The core preferably has a shape similar or identical to the shape
of the cavity into which it may be inserted. For example, if a
motorcycle's handlebar and footrests are cylindrical, the core will
be cylindrical in shape. The core may be partially or completely
solid or partially or completely hollow. The core may be rigid,
flexible, or have rigid and flexible portions. The core preferably
is sized smaller than the cavity so that it may be inserted in the
cavity. For example, the core may have a diameter smaller the
cavity's diameter. The core may be comprised of metal, a polymer,
other materials, or a combination thereof. The core may be at least
partially formed through extrusion. The core may be a polymeric
material including a metal wire embedded therein. A metal wire
could be co-extruded with a polymeric material. This may add one or
more of weight and stiffness to the core. The core may include high
density or metallic portions (e.g., inserts) and such portions may
be located at desired locations for added dampening effect. In one
example, such portions may be located at outermost sections of a
hollow cavity. The core may be one straight segment to match a
section of a tube-shaped cavity or may include multiple segments to
match multiple segments of the tube-shaped cavity. The core may
include contours which match contours of the tube-shaped cavity, so
that may be inserted or formed continuously along a longer portion
of the tube-shaped cavity. If the core is rigid, it may be designed
in the shape of the tube-shaped cavity. If the core is flexible, it
may bend to match the contours of the tube-shaped cavity. The core
may include bend zones, which may be weakened areas or hinges along
the core's length to aid in the core flexing to match the contours
of the tube-shaped cavity.
[0030] The insert of the disclosure may further comprise one or
more extensions extending from the core. The one or more extensions
may extend radially outward from the core. The one or more
extensions may provide a friction fit of the insert within the
cavity, space the core from the interior walls of the cavity, aid
in insertion of the insert into the cavity, and/or provide
vibration damping/shock absorption. The one or more extensions may
be any shape, size, configuration, or combination thereof. There
may be any number of the one or more extensions. The number of one
or more extensions may be selected to allow for the core to be as
small in diameter as possible while the insert may provide a
suitable amount of vibration damping and/or shock absorption. The
one or more extensions may be located along the entire length of
the core, a portion of a length of the core, concentrated in one or
more sections or sides of the core, or a combination thereof. The
one or more extensions include a height. The height may be the
distance from where the extension is adjacent to the outer surface
of the core to the peripheral edge of the extension. The outer
diameter of the insert may be the diameter or cross-sectional
height of the core plus the height of one or more extensions at a
cross-section of the insert. The one or more extensions may have a
height such that the total diameter or height of the insert is
about less than, equal to, or greater than the diameter or height
of the tube-shaped cavity. The one or more extensions may be made
of a polymeric material or any other material capable of any of the
preceding or following features. The one or more extensions may be
extruded over the core, may be adhered or assembled to the core,
and/or may be molded with the core. The one or more extensions may
be solid, hollow, or a combination thereof.

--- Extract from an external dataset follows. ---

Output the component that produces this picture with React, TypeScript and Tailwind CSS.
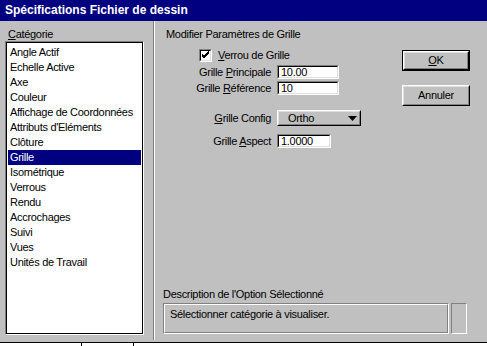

[0031] The one or more extensions may come in a variety of shapes.
The one or more extensions may be shaped as one or more continuous
fins with a constant or varying thickness extending along all or
part of the length of the core. The one or more extensions may be
shaped as one or more fins. The fins may be shaped as thin, planar
members, pins, rods, tubes, bars, wings, radial wings, partial
radial wings, radial barbs, partial radial barbs, and the like or a
combination thereof. The one or more extensions may be spaced along
the length of the core in a repetitive pattern. The one or more
extensions may be radially spaced around the core in an alternating
pattern. The one or more extensions may encircle the outer diameter
of the core and be spaced along the length of the core. The one or
more extensions may partially encircle the outer diameter of the
core and be spaced along the length of the core.
[0032] The one or more extensions may be flexible. The flexibility
may aid in assembling the insert into the tube-shaped cavity. For
example, the one or more extensions may bend or collapse with
pressure. The pressure may be the pressure or force exerted by the
cavity's interior wall as the insert is inserted into the cavity.
The one or more extensions may be located on an angle relative to
the core's outer surface. For example, a fin or wing may be located
on an acute angle relative to the core's outer surface so that each
fin or wing first enters the cavity where it abuts the core's outer
surface. The acute angle may provide for less resistance in the
direction of insertion of the insert while providing increased
friction in the direction opposite the insertion direction. The one
or more extensions may bend or collapse opposite the direction of
insertion. For example, as a fin or wing enters the cavity and upon
application of pressure from the cavity's inner surface, the
peripheral edges of the fin or wing may be bent toward the core so
that they are closer to the core's outer surface.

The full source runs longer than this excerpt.